# wann gibt es den Buffed SW:ToR Talentplaner?



## Farstar (11. Dezember 2011)

Hallo zusammen,

wie der Titel schon sagt ... wann wird es einen von Buffed in deutsch übersetzten Talentrechner geben?
Oder ist das nicht geplant, aber das wäre dann schade 

Viele Grüße


----------



## ...Ben... (11. Dezember 2011)

moin,

ja ein talentplaner wäre supi den hätt ich wohl auch gerne. Es gibt zwar schon welche aber die meisten sind auf englisch und/oder veraltet.

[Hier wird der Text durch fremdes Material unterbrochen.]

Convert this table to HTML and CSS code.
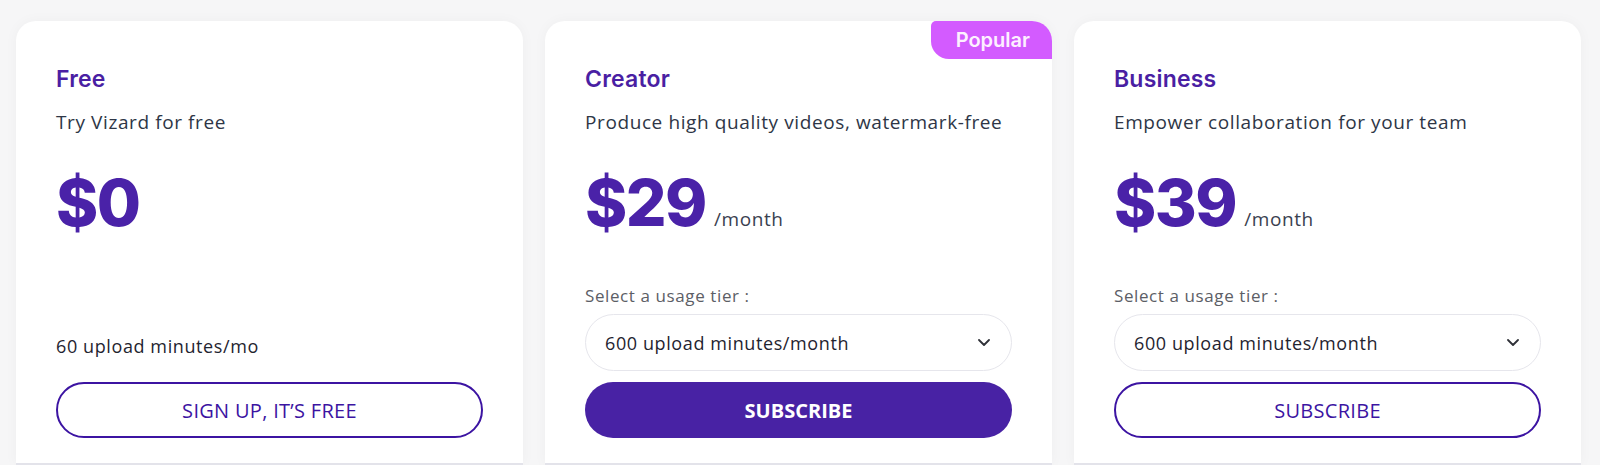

wo wir schon dabei wären eine datenbank ist auch mal ne überlegung wert (auch wenn es nicht so einfach ist laut Zam  aber ich glaub an dich  )


mfg


----------



## Argap (11. Dezember 2011)

au ja, noch eine ungepflegte datenbank bei Buffed !
Gibt ja auch nicht genug davon.


----------



## kaepteniglo (11. Dezember 2011)

Was hat eine Datenbank mit einem Talentplaner zu tun?


----------



## Farstar (12. Dezember 2011)

ein schöner Talentplaner wäre erst mal wichtiger  

Viele Grüße


----------